_Work to complete_.
A single run of lines is to be printed exactly: starting at the line with "Rebuild this screenshot" and ending at the line with "left-0 top-0 w-full", both included. Leave the pictures out.

───── Input for this task

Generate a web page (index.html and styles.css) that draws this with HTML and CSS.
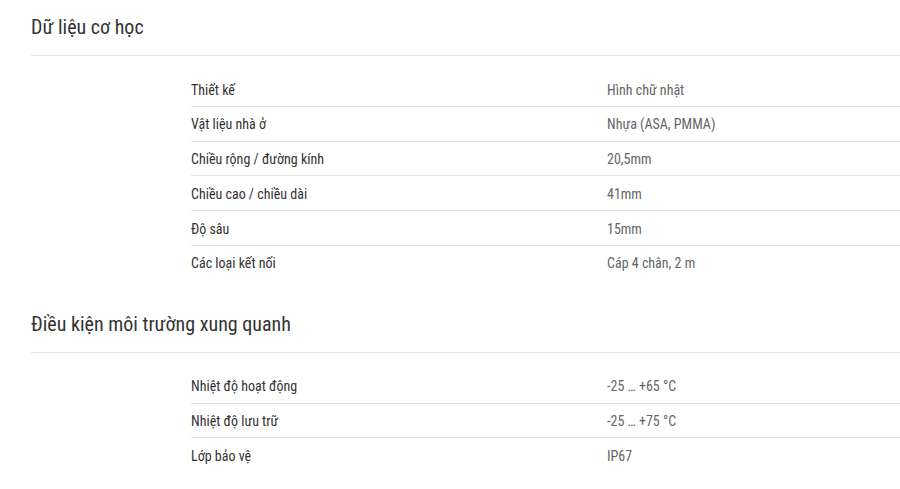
FILE: index.html
```html
<!DOCTYPE html>
<html lang="vi">
<head>
<meta charset="utf-8">
<title>Thông số kỹ thuật</title>
<link rel="stylesheet" href="styles.css">
</head>
<body>
<div class="page">
  <section class="section">
    <h2 class="section-title">Dữ liệu cơ học</h2>
    <table class="spec">
      <tr><td class="label">Thiết kế</td><td class="value">Hình chữ nhật</td></tr>
      <tr><td class="label">Vật liệu nhà ở</td><td class="value">Nhựa (ASA, PMMA)</td></tr>
      <tr><td class="label">Chiều rộng / đường kính</td><td class="value">20,5mm</td></tr>
      <tr><td class="label">Chiều cao / chiều dài</td><td class="value">41mm</td></tr>
      <tr><td class="label">Độ sâu</td><td class="value">15mm</td></tr>
      <tr><td class="label">Các loại kết nối</td><td class="value">Cáp 4 chân, 2 m</td></tr>
    </table>
  </section>
  <section class="section">
    <h2 class="section-title">Điều kiện môi trường xung quanh</h2>
    <table class="spec">
      <tr><td class="label">Nhiệt độ hoạt động</td><td class="value">-25 … +65 °C</td></tr>
      <tr><td class="label">Nhiệt độ lưu trữ</td><td class="value">-25 … +75 °C</td></tr>
      <tr><td class="label">Lớp bảo vệ</td><td class="value">IP67</td></tr>
    </table>
  </section>
</div>
</body>
</html>
```
FILE: styles.css
```css
html, body {
  margin: 0;
  padding: 0;
  background: #fff;
}
body {
  font-family: "Roboto Condensed", Roboto, sans-serif;
  color: #333;
  overflow: hidden;
}
.page {
  padding: 13px 0 0 31px;
}
.section-title {
  margin: 0;
  font-size: 20px;
  font-weight: 400;
  line-height: 28px;
  color: #333;
  padding-bottom: 14px;
  border-bottom: 1px solid #e3e3e3;
}
.section + .section {
  margin-top: 30px;
}
.spec {
  border-collapse: collapse;
  margin: 16px 0 0 160px;
  width: calc(100% - 160px);
  font-size: 14px;
}
.spec td {
  padding: 8.5px 0 5.5px;
  line-height: 19.8px;
  vertical-align: top;
}
.spec tr + tr td {
  border-top: 1px solid #e3e3e3;
}
.label {
  width: 416px;
  color: #333;
}
.value {
  color: #666;
}
```
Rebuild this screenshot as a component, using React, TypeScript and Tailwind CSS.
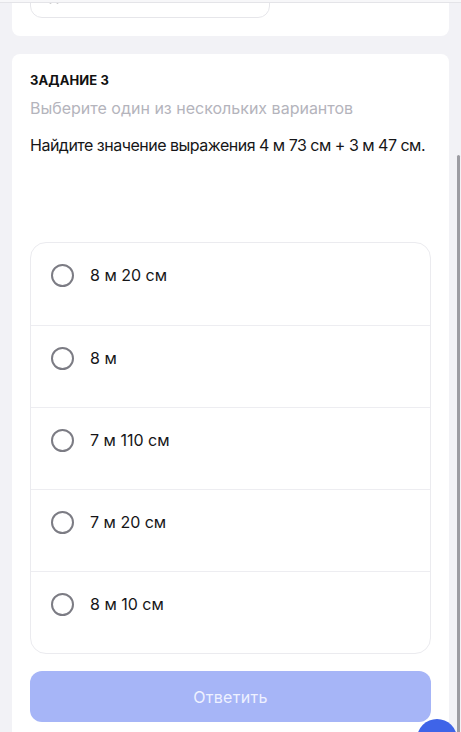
import React from "react"

const options = ["8 м 20 см", "8 м", "7 м 110 см", "7 м 20 см", "8 м 10 см"]

const Radio: React.FC = () => (
  <span className="w-[23px] h-[23px] rounded-full border-[2.5px] border-[#7c7c84] shrink-0" />
)

const App: React.FC = () => {
  return (
    <div
      className="relative h-[732px] w-[461px] overflow-hidden bg-[#f2f2f6]"
      style={{ fontFamily: "Inter, 'Noto Sans', sans-serif" }}
    >
      {/* header edge */}
      <div className="absolute left-0 top-0 w-full h-[3px] bg-[#f7f7f9] border-b border-[#e4e4e8] z-10" />

      {/* previous task card, cut off at the top */}
      <div className="mx-3 w-[437px] h-[36px] bg-white rounded-b-lg overflow-hidden">
        <div className="ml-[18px] w-[240px] h-[40px] -mt-[22px] border border-[#e6e6ea] rounded-xl flex items-start pt-[20px] pl-[16px]">
          {/* bottoms of an icon and a label scrolled out of view */}
          <svg width="14" height="6" viewBox="0 0 14 6">
            <circle cx="3.5" cy="1" r="2.5" fill="none" stroke="#222" strokeWidth="1.6" />
            <circle cx="10.5" cy="1" r="2.5" fill="none" stroke="#222" strokeWidth="1.6" />
          </svg>
          <span className="ml-[50px] mt-[2px] w-[2px] h-[2px] bg-[#444]" />
          <span className="ml-[91px] w-[2px] h-[3px] bg-[#444]" />
          <span className="ml-[3px] w-[2px] h-[3px] bg-[#444]" />
        </div>
      </div>

      {/* current task card */}
      <div className="mx-3 mt-[18px] w-[437px] bg-white rounded-t-lg px-[18px] pt-[18px] pb-10 flex flex-col">
        <div className="text-[13px] font-bold text-[#111] leading-[16px] tracking-[0.1px]">ЗАДАНИЕ 3</div>
        <div className="mt-[9px] text-[16px] text-[#b4b4bc] leading-[22px]">
          Выберите один из нескольких вариантов
        </div>
        <div className="mt-[15px] text-[16px] text-[#161618] leading-[22px] tracking-[-0.5px] whitespace-nowrap">
          Найдите значение выражения 4 м 73 см + 3 м 47 см.
        </div>

        <div className="mt-[86px] border border-[#ebebef] rounded-2xl overflow-hidden flex flex-col">
          {options.map((o, i) => (
            <div
              key={o}
              className={
                "h-[82px] flex items-start gap-[16px] pl-[20px] pt-[21px] " +
                (i > 0 ? "border-t border-[#ededf1]" : "")
              }
            >
              <Radio />
              <span className="text-[16px] text-[#161618] leading-[23px]">{o}</span>
            </div>
          ))}
        </div>

        <button className="mt-[17px] w-full h-[51px] rounded-xl bg-[#a6b5f7] text-[16px] text-[#eef1ff] tracking-[0.3px]">
          Ответить
        </button>
      </div>

      {/* scrollbar */}
      <div className="absolute right-[1px] top-[155px] w-[3px] h-[600px] bg-[#9c9ca2] rounded-sm" />

      {/* floating button */}
      <div className="absolute left-[417px] top-[719px] w-[40px] h-[40px] rounded-full bg-[#3f64e8]" />
    </div>
  )
}

export default App
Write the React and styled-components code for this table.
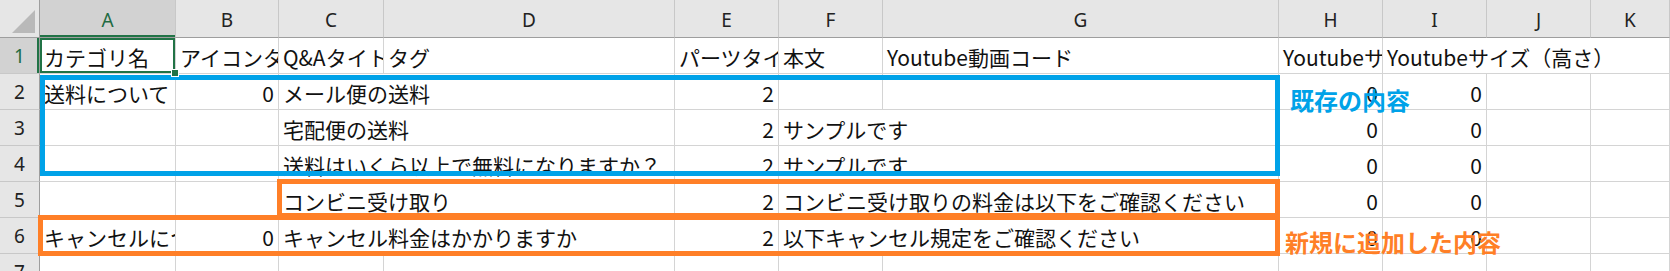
import React from 'react';
import styled, { createGlobalStyle } from 'styled-components';

const GlobalStyle = createGlobalStyle`
  html, body {
    margin: 0;
    padding: 0;
    background: #ffffff;
    overflow: hidden;
  }
  body {
    font-family: "Noto Sans CJK JP", "Noto Sans", sans-serif;
  }
`;

const COLS = '40px 136px 103px 105px 291px 104px 104px 396px 104px 104px 104px 79px';

const Sheet = styled.div`
  position: relative;
  width: 1670px;
  height: 271px;
  overflow: hidden;
  background: #fff;
`;

const Row = styled.div`
  display: grid;
  grid-template-columns: ${COLS};
  height: ${(p) => p.$h || 36}px;
`;

const Corner = styled.div`
  position: relative;
  background: #e6e6e6;
  border-right: 1px solid #9e9e9e;
  border-bottom: 1px solid #9e9e9e;
  overflow: hidden;

  &::after {
    content: '';
    position: absolute;
    right: 4px;
    bottom: 4px;
    width: 0;
    height: 0;
    border-left: 23px solid transparent;
    border-bottom: 23px solid #b9b9b9;
  }
`;

const ColHead = styled.div`
  display: flex;
  align-items: center;
  justify-content: center;
  padding-top: 3px;
  background: ${(p) => (p.$selected ? '#d2d2d2' : '#e6e6e6')};
  border-right: 1px solid #c8c8c8;
  border-bottom: 1px solid #9e9e9e;
  color: ${(p) => (p.$selected ? '#1f6b42' : '#222')};
  font-family: "Noto Sans", sans-serif;
  font-size: 19px;
  line-height: 1;
  box-shadow: ${(p) => (p.$selected ? 'inset 0 -2px 0 #217346' : 'none')};
`;

const RowHead = styled.div`
  display: flex;
  align-items: center;
  justify-content: center;
  padding-top: 2px;
  background: ${(p) => (p.$selected ? '#d2d2d2' : '#e6e6e6')};
  border-right: 1px solid #9e9e9e;
  border-bottom: 1px solid #c8c8c8;
  color: ${(p) => (p.$selected ? '#1f6b42' : '#222')};
  font-family: "Noto Sans", sans-serif;
  font-size: 19px;
  line-height: 1;
  box-shadow: ${(p) => (p.$selected ? 'inset -2px 0 0 #217346' : 'none')};
`;

const Cell = styled.div`
  position: relative;
  grid-column: span ${(p) => p.$span || 1};
  display: flex;
  align-items: center;
  justify-content: ${(p) => (p.$num ? 'flex-end' : 'flex-start')};
  padding: 4px 4px 0 4px;
  border-right: 1px solid #d4d4d4;
  border-bottom: 1px solid #d4d4d4;
  font-size: 21px;
  line-height: 1;
  color: #111;
  white-space: nowrap;
  min-width: 0;
  box-shadow: ${(p) => (p.$selected ? 'inset 0 0 0 2px #217346' : 'none')};
  overflow: ${(p) => (p.$selected ? 'visible' : 'hidden')};

  ${(p) =>
    p.$selected &&
    `
    &::after {
      content: '';
      position: absolute;
      right: -4px;
      bottom: -4px;
      width: 6px;
      height: 6px;
      background: #217346;
      border: 1px solid #fff;
      z-index: 2;
    }
  `}
`;

// frames drawn over the sheet to mark groups of rows
const Frame = styled.div`
  position: absolute;
  left: ${(p) => p.$x}px;
  top: ${(p) => p.$y}px;
  width: ${(p) => p.$w}px;
  height: ${(p) => p.$h}px;
  border: 5px solid ${(p) => p.$color};
  box-sizing: border-box;
  pointer-events: none;
`;

const Note = styled.div`
  position: absolute;
  left: ${(p) => p.$x}px;
  top: ${(p) => p.$y}px;
  color: ${(p) => p.$color};
  font-size: 24px;
  font-weight: 700;
  line-height: 1;
  white-space: nowrap;
`;

const BLUE = '#00a2e8';
const ORANGE = '#ff7f27';

const letters = ['A', 'B', 'C', 'D', 'E', 'F', 'G', 'H', 'I', 'J', 'K'];

// each row: [text, span, numeric, selected]
const rows = [
  [
    ['カテゴリ名', 1, false, true],
    ['アイコンタイプ', 1],
    ['Q&Aタイトル', 1],
    ['タグ', 1],
    ['パーツタイプ', 1],
    ['本文', 1],
    ['Youtube動画コード', 1],
    ['Youtubeサイズ（幅）', 1],
    ['Youtubeサイズ（高さ）', 3],
  ],
  [
    ['送料について', 1],
    ['0', 1, true],
    ['メール便の送料', 2],
    ['2', 1, true],
    ['', 1],
    ['', 1],
    ['0', 1, true],
    ['0', 1, true],
    ['', 1],
    ['', 1],
  ],
  [
    ['', 1],
    ['', 1],
    ['宅配便の送料', 2],
    ['2', 1, true],
    ['サンプルです', 2],
    ['0', 1, true],
    ['0', 1, true],
    ['', 1],
    ['', 1],
  ],
  [
    ['', 1],
    ['', 1],
    ['送料はいくら以上で無料になりますか？', 2],
    ['2', 1, true],
    ['サンプルです', 2],
    ['0', 1, true],
    ['0', 1, true],
    ['', 1],
    ['', 1],
  ],
  [
    ['', 1],
    ['', 1],
    ['コンビニ受け取り', 2],
    ['2', 1, true],
    ['コンビニ受け取りの料金は以下をご確認ください', 2],
    ['0', 1, true],
    ['0', 1, true],
    ['', 1],
    ['', 1],
  ],
  [
    ['キャンセルについて', 1],
    ['0', 1, true],
    ['キャンセル料金はかかりますか', 2],
    ['2', 1, true],
    ['以下キャンセル規定をご確認ください', 2],
    ['0', 1, true],
    ['0', 1, true],
    ['', 1],
    ['', 1],
  ],
  [
    ['', 1],
    ['', 1],
    ['', 1],
    ['', 1],
    ['', 1],
    ['', 1],
    ['', 1],
    ['', 1],
    ['', 1],
    ['', 1],
    ['', 1],
  ],
];

export default function App() {
  return (
    <>
      <GlobalStyle />
      <Sheet>
        <Row $h={38}>
          <Corner />
          {letters.map((l) => (
            <ColHead key={l} $selected={l === 'A'}>
              {l}
            </ColHead>
          ))}
        </Row>
        {rows.map((cells, i) => (
          <Row key={i}>
            <RowHead $selected={i === 0}>{i + 1}</RowHead>
            {cells.map(([text, span, num, sel], j) => (
              <Cell key={j} $span={span} $num={num} $selected={sel}>
                {text}
              </Cell>
            ))}
          </Row>
        ))}

        <Frame $x={40} $y={75} $w={1240} $h={101} $color={BLUE} />
        <Frame $x={277} $y={179} $w={1003} $h={39} $color={ORANGE} />
        <Frame $x={38} $y={215} $w={1242} $h={41} $color={ORANGE} />
        <Note $x={1290} $y={88} $color={BLUE}>既存の内容</Note>
        <Note $x={1285} $y={230} $color={ORANGE}>新規に追加した内容</Note>
      </Sheet>
    </>
  );
}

──────────

_Result of the task_.
Rebuild this screenshot as a component, using React, TypeScript and Tailwind CSS.
import React from "react"

const options = ["8 м 20 см", "8 м", "7 м 110 см", "7 м 20 см", "8 м 10 см"]

const Radio: React.FC = () => (
  <span className="w-[23px] h-[23px] rounded-full border-[2.5px] border-[#7c7c84] shrink-0" />
)

const App: React.FC = () => {
  return (
    <div
      className="relative h-[732px] w-[461px] overflow-hidden bg-[#f2f2f6]"
      style={{ fontFamily: "Inter, 'Noto Sans', sans-serif" }}
    >
      {/* header edge */}
      <div className="absolute left-0 top-0 w-full h-[3px] bg-[#f7f7f9] border-b border-[#e4e4e8] z-10" />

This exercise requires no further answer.